Consumers, in contrast, are much more national in their attitudes. The contrasts in the consumer mood, even within Europe, are considerable. Compared with their counterparts in Germany or France, British consumers appear ridiculously cheerful.
There are other indicators of weak business spending. I make no apologies for using this newspaper’s Appointments section as an indicator of corporate health. At 10 pages this weekend, not all of them devoted to private-sector jobs, it remains a pale shadow of its former self. At its peak, it ran to 40 pages.
Private-sector employment now appears to be falling. Figures last week showed overall employment down 36,000 in the July-September quarter, with full-time jobs down by 72,000. The government’s broadest measure of unemployment is rising. Only the public sector is recruiting aggressively.

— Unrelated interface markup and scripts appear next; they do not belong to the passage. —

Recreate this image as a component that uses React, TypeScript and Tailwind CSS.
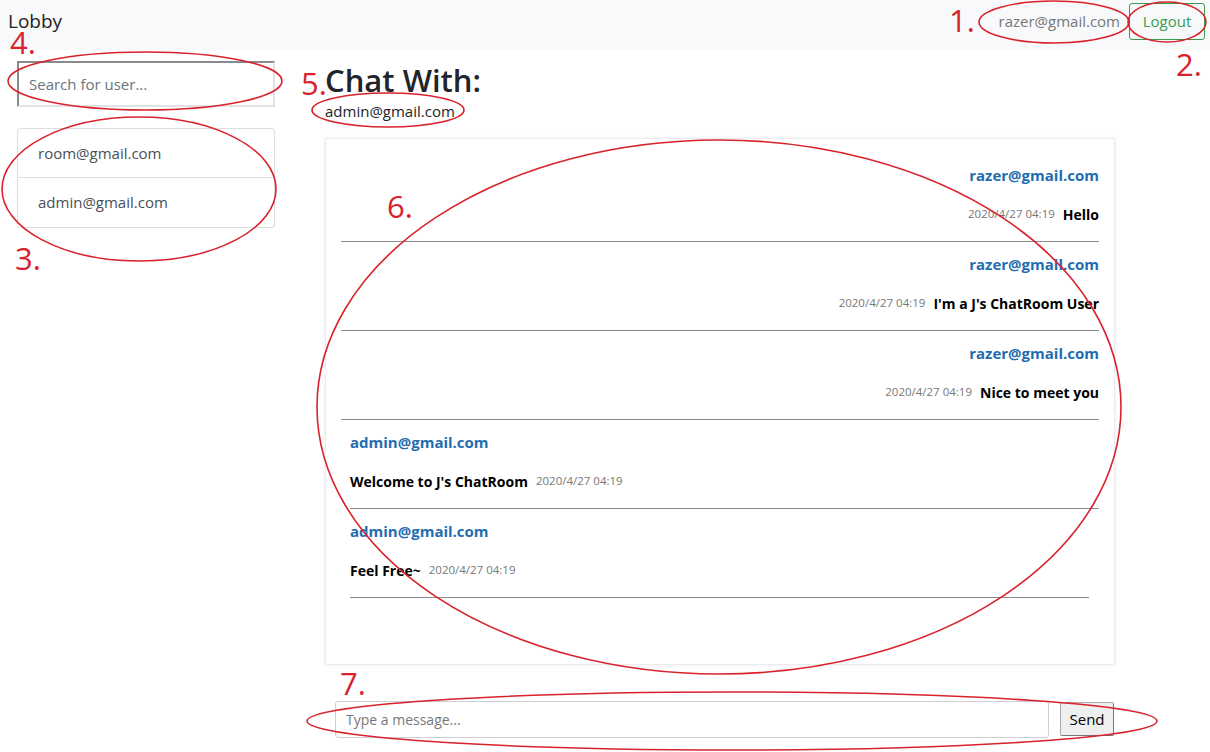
import React from "react";

type Message = {
  id: number;
  from: string;
  text: string;
  time: string;
  mine: boolean;
};

const messages: Message[] = [
  { id: 1, from: "razer@gmail.com", text: "Hello", time: "2020/4/27 04:19", mine: true },
  { id: 2, from: "razer@gmail.com", text: "I'm a J's ChatRoom User", time: "2020/4/27 04:19", mine: true },
  { id: 3, from: "razer@gmail.com", text: "Nice to meet you", time: "2020/4/27 04:19", mine: true },
  { id: 4, from: "admin@gmail.com", text: "Welcome to J's ChatRoom", time: "2020/4/27 04:19", mine: false },
  { id: 5, from: "admin@gmail.com", text: "Feel Free~", time: "2020/4/27 04:19", mine: false },
];

const users = ["room@gmail.com", "admin@gmail.com"];

// red pen marks drawn over the screenshot
const Annotations = () => {
  const red = "#d9222b";
  const marks = [
    { n: "1.", x: 949, y: 32 },
    { n: "2.", x: 1176, y: 76 },
    { n: "3.", x: 15, y: 270 },
    { n: "4.", x: 10, y: 54 },
    { n: "5.", x: 301, y: 95 },
    { n: "6.", x: 387, y: 218 },
    { n: "7.", x: 340, y: 695 },
  ];
  const rings = [
    { cx: 1054, cy: 22, rx: 75, ry: 21 },
    { cx: 1167, cy: 22, rx: 39, ry: 20 },
    { cx: 145, cy: 81, rx: 137, ry: 29 },
    { cx: 388, cy: 110, rx: 76, ry: 17 },
    { cx: 139, cy: 189, rx: 137, ry: 72 },
    { cx: 719, cy: 407, rx: 402, ry: 267 },
    { cx: 732, cy: 721, rx: 425, ry: 29 },
  ];
  return (
    <svg
      className="pointer-events-none absolute left-0 top-0"
      width={1210}
      height={752}
      viewBox="0 0 1210 752"
    >
      {rings.map((r, i) => (
        <ellipse key={i} {...r} fill="none" stroke={red} strokeWidth={1.6} />
      ))}
      {marks.map((m) => (
        <text
          key={m.n}
          x={m.x}
          y={m.y}
          fill={red}
          fontSize={31}
          fontFamily="'Open Sans', sans-serif"
        >
          {m.n}
        </text>
      ))}
    </svg>
  );
};

const MessageRow = ({ msg, last }: { msg: Message; last: boolean }) => {
  if (msg.mine) {
    return (
      <div className="pt-[10px]">
        <div className="flex h-[24px] items-center justify-end text-[15px] font-bold text-[#1f6db0]">
          {msg.from}
        </div>
        <div className="mt-[15px] flex h-[24px] items-center justify-end gap-[8px]">
          <span className="text-[11.5px] text-[#777]">{msg.time}</span>
          <span className="text-[14px] font-bold text-black">{msg.text}</span>
        </div>
        <div className="mt-[15px] border-t border-[#8a8a8a]" />
      </div>
    );
  }
  return (
    <div className="pt-[10px] pl-[9px]">
      <div className="flex h-[24px] items-center text-[15px] font-bold text-[#1f6db0]">
        {msg.from}
      </div>
      <div className="mt-[15px] flex h-[24px] items-center gap-[8px]">
        <span className="text-[14px] font-bold text-black">{msg.text}</span>
        <span className="text-[11.5px] text-[#777]">{msg.time}</span>
      </div>
      <div
        className={
          last
            ? "mt-[15px] mr-[10px] border-t border-[#8a8a8a]"
            : "mt-[15px] border-t border-[#8a8a8a]"
        }
      />
    </div>
  );
};

export default function App() {
  return (
    <div className="relative h-[752px] w-[1210px] overflow-hidden bg-white font-['Open_Sans',sans-serif] text-[#212529]">
      <nav className="flex h-[50px] items-start justify-between bg-[#f8f9fa] pl-[8px] pr-[5px] pt-[3px]">
        <div className="flex h-[37px] items-center text-[19px] text-[#222]">Lobby</div>
        <div className="flex items-center gap-[9px]">
          <span className="text-[15px] text-[#777]">razer@gmail.com</span>
          <button
            type="button"
            className="h-[37px] w-[76px] rounded-[3px] border border-[#3a9a50] text-[15px] text-[#3a9a50]"
          >
            Logout
          </button>
        </div>
      </nav>

      <div className="flex">
        <aside className="w-[275px] shrink-0 pl-[17px] pt-[11px]">
          <input
            type="text"
            placeholder="Search for user..."
            className="h-[46px] w-[258px] border-2 border-t-[#8a8a8a] border-l-[#8a8a8a] border-r-[#e3e3e3] border-b-[#e3e3e3] px-[10px] text-[15px] placeholder:text-[#6c757d] outline-none"
          />
          <div className="mt-[21px] w-[258px]">
            {users.map((u, i) => (
              <div
                key={u}
                className={
                  i === 0
                    ? "flex h-[50px] items-center rounded-t-[4px] border border-[#dddddd] px-[20px] text-[15px] text-[#495057]"
                    : "flex h-[50px] items-center rounded-b-[4px] border border-t-0 border-[#dddddd] px-[20px] text-[15px] text-[#495057]"
                }
              >
                {u}
              </div>
            ))}
          </div>
        </aside>

        <main className="ml-[50px] pt-[11px]">
          <h2 className="h-[38px] text-[31px] leading-[38px] font-semibold text-[#212529]">
            Chat With:
          </h2>
          <div className="flex h-[24px] items-center text-[15px] text-[#212529]">
            admin@gmail.com
          </div>
          <div className="mt-[15px] h-[527px] w-[790px] border border-[#ececec] px-[15px] pt-[14px] shadow-[0_0_4px_rgba(0,0,0,0.08)]">
            {messages.map((m, i) => (
              <MessageRow key={m.id} msg={m} last={i === messages.length - 1} />
            ))}
          </div>
          <div className="mt-[36px] flex items-start pl-[10px]">
            <input
              type="text"
              placeholder="Type a message..."
              className="h-[37px] w-[714px] rounded-[3px] border border-[#cfcfcf] px-[10px] text-[14px] placeholder:text-[#777] outline-none"
            />
            <button
              type="button"
              className="ml-[11px] mt-[1px] h-[34px] w-[54px] rounded-[2px] border border-[#adadad] border-b-[#777] border-r-[#777] bg-[#efefef] text-[15px] text-black"
            >
              Send
            </button>
          </div>
        </main>
      </div>

      <Annotations />
    </div>
  );
}
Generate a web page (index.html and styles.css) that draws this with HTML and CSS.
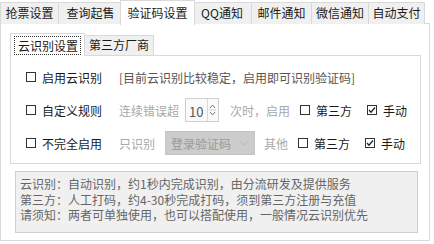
FILE: index.html
```html
<!DOCTYPE html>
<html lang="zh">
<head>
<meta charset="utf-8">
<link rel="stylesheet" href="styles.css">
</head>
<body>
<div class="window">
  <div class="tabs">
    <div class="tab t1">抢票设置</div>
    <div class="tab t2">查询起售</div>
    <div class="tab active t3">验证码设置</div>
    <div class="tab t4">QQ通知</div>
    <div class="tab t5">邮件通知</div>
    <div class="tab t6">微信通知</div>
    <div class="tab t7">自动支付</div>
  </div>
  <div class="panel">
    <div class="subtabs">
      <div class="subtab active"><span class="focus">云识别设置</span></div>
      <div class="subtab">第三方厂商</div>
    </div>
    <div class="subpanel">
      <div class="row r1">
        <label class="check first"><span class="box"></span><span>启用云识别</span></label>
        <span class="note">[目前云识别比较稳定，启用即可识别验证码]</span>
      </div>
      <div class="row r2">
        <label class="check first"><span class="box"></span><span>自定义规则</span></label>
        <span class="dim">连续错误超</span>
        <div class="spin">
          <span class="spin-val">10</span>
          <span class="spin-btns">
            <svg width="7" height="16" viewBox="0 0 7 16"><path d="M1 6 L3.5 3 L6 6" fill="none" stroke="#777" stroke-width="1"/><path d="M0 8h7" stroke="#ccc"/><path d="M1 10 L3.5 13 L6 10" fill="none" stroke="#777" stroke-width="1"/></svg>
          </span>
        </div>
        <span class="dim after-spin">次时，启用</span>
        <label class="check opt"><span class="box"></span><span>第三方</span></label>
        <label class="check opt"><span class="box on"><svg width="8" height="8" viewBox="0 0 8 8"><path d="M1 4 L3 6.2 L7 1.5" fill="none" stroke="#222" stroke-width="1.3"/></svg></span><span>手动</span></label>
      </div>
      <div class="row r3">
        <label class="check first"><span class="box"></span><span>不完全启用</span></label>
        <span class="dim">只识别</span>
        <div class="combo">
          <span>登录验证码</span>
          <svg width="9" height="6" viewBox="0 0 9 6"><path d="M0.5 1 L4.5 5 L8.5 1" fill="none" stroke="#b0b0b0" stroke-width="0.8"/></svg>
        </div>
        <span class="dim after-combo">其他</span>
        <label class="check opt"><span class="box"></span><span>第三方</span></label>
        <label class="check opt"><span class="box on"><svg width="8" height="8" viewBox="0 0 8 8"><path d="M1 4 L3 6.2 L7 1.5" fill="none" stroke="#222" stroke-width="1.3"/></svg></span><span>手动</span></label>
      </div>
    </div>
    <div class="info">
      <p>云识别：自动识别，约1秒内完成识别，由分流研发及提供服务</p>
      <p>第三方：人工打码，约4-30秒完成打码，须到第三方注册与充值</p>
      <p>请须知：两者可单独使用，也可以搭配使用，一般情况云识别优先</p>
    </div>
  </div>
</div>
</body>
</html>
```

FILE: styles.css
```css
* { box-sizing: border-box; }
body {
  margin: 0;
  background: #fff;
  font-family: "Noto Sans CJK SC", "Microsoft YaHei", sans-serif;
  font-size: 12px;
  color: #1a1a1a;
}
.window { width: 434px; height: 244px; }

.tabs {
  display: flex;
  align-items: flex-end;
  height: 24px;
  position: relative;
  z-index: 1;
}
.tab {
  height: 22px;
  line-height: 20px;
  text-align: center;
  background: #f0f0f0;
  border: 1px solid #d9d9d9;
  border-bottom: none;
  margin-right: -1px;
  white-space: nowrap;
}
.tab.active {
  height: 25px;
  line-height: 23px;
  background: #fff;
  margin: 0 -3px -1px -2px;
  position: relative;
  z-index: 2;
}
.t1 { width: 59px; }
.t2 { width: 65px; }
.t3 { width: 75px; }
.t4 { width: 60px; }
.t5 { width: 61px; }
.t6 { width: 58px; }
.t7 { width: 57px; }

.panel {
  width: 430px;
  height: 218px;
  border: 1px solid #d9d9d9;
  margin-top: -1px;
  padding: 8px 0 0 9px;
}

.subtabs {
  display: flex;
  align-items: flex-end;
  height: 23px;
  position: relative;
  z-index: 1;
}
.subtab {
  height: 20px;
  line-height: 18px;
  padding: 0 4px;
  background: #f0f0f0;
  border: 1px solid #d9d9d9;
  border-bottom: none;
  white-space: nowrap;
}
.subtab.active {
  height: 23px;
  width: 75px;
  background: #fff;
  margin-bottom: -1px;
  margin-right: -1px;
  padding: 2px 3px 2px 3px;
  line-height: 17px;
}
.focus {
  display: block;
  border: 1px dotted #333;
  padding: 0 3px;
  height: 19px;
  line-height: 17px;
}

.subpanel {
  width: 411px;
  height: 109px;
  border: 1px solid #d9d9d9;
  padding: 10px 0 0 15px;
}
.row {
  display: flex;
  align-items: center;
}
.r1 { height: 22px; }
.r2 { height: 24px; margin-top: 10px; }
.r3 { height: 24px; margin-top: 9px; }

.check {
  display: flex;
  align-items: center;
  white-space: nowrap;
}
.check.first { width: 93px; }
.box {
  width: 10px;
  height: 10px;
  border: 1px solid #333;
  background: #fff;
  margin-right: 6px;
  display: flex;
  align-items: center;
  justify-content: center;
}
.note { color: #555; }
.dim { color: #a8a8a8; white-space: nowrap; }

.spin {
  display: flex;
  align-items: center;
  width: 34px;
  height: 24px;
  margin-left: 6px;
  border: 1px solid #cfcfcf;
  background: #fafafa;
  padding-left: 3px;
  color: #555;
  font-size: 13px;
}
.spin-val { flex: 1; padding-top: 3px; }
.spin-btns {
  width: 10px;
  height: 22px;
  display: flex;
  align-items: center;
  justify-content: center;
  border-left: 1px solid #d9d9d9;
  margin-right: 1px;
}
.after-spin { margin-left: 11px; }
.opt { margin-left: 10px; }
.opt + .opt { margin-left: 15px; }

.combo {
  display: flex;
  align-items: center;
  justify-content: space-between;
  width: 90px;
  height: 24px;
  margin-left: 10px;
  padding: 0 5px 0 5px;
  background: #cccccc;
  border: 1px solid #c4c4c4;
  color: #9a9a9a;
}
.after-combo { margin-left: 9px; }

.info {
  width: 403px;
  height: 62px;
  margin: 7px 0 0 5px;
  border: 1px solid #cfcfcf;
  background: #f0f0f0;
  padding: 4px 0 0 4px;
  color: #666;
}
.info p { margin: 0; line-height: 15.5px; white-space: nowrap; }
```
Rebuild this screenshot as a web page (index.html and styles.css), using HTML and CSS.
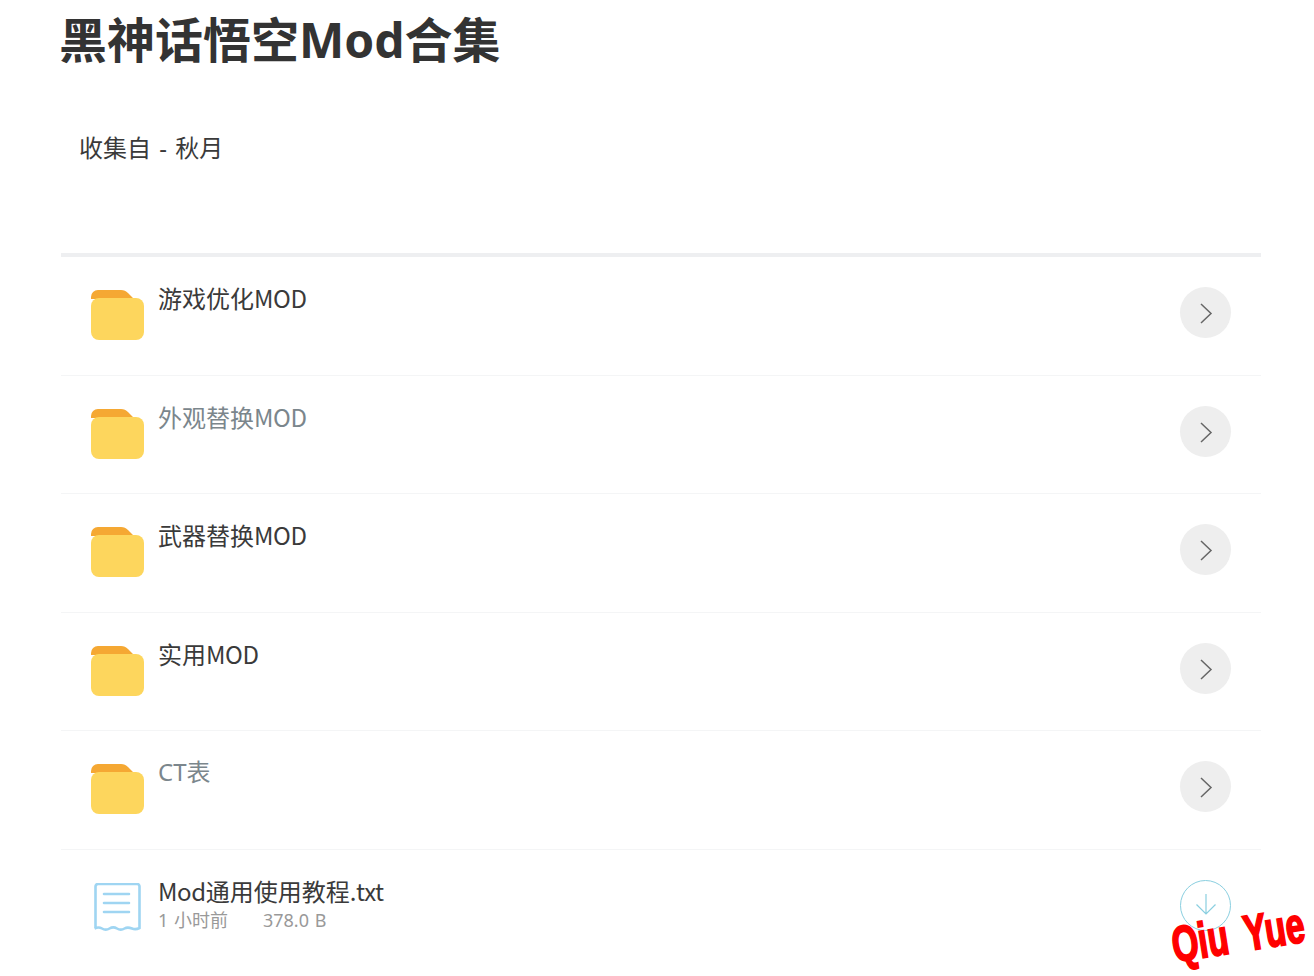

This, indeed, is where Britain’s businesses feel particularly hard done by. Last week the CBI struck a chord, and some Treasury nerves, by pointing out that business has been the subject of a cumulative £47 billion of extra taxes since Labour took office in 1997. Worse, this is coming at a time when firms are suffering, at present, a £30 billion shortfall in profits compared with what the position would have been had profits risen in line with gross domestic product (GDP). You might say that this is just a cyclical thing, but it goes a bit beyond that.
Both business and the stock market are worried that when profits recover they will do so only moderately and will be at a lower level than before. The government, meanwhile, has gained a lot of brownie points from its record on economic stability, but the feeling is that it has now used up most of that credit.
This week the Engineering Employers’ Federation will add its voice to the protests. saying that business taxation will go up by £6 billion next year alone and that the UK’s position as a low-cost, flexible business environment is being dangerously eroded. This is borne out by another finding from the Bank’s agents, which was that where firms are investing, it is often to shift capacity to cheaper locations abroad.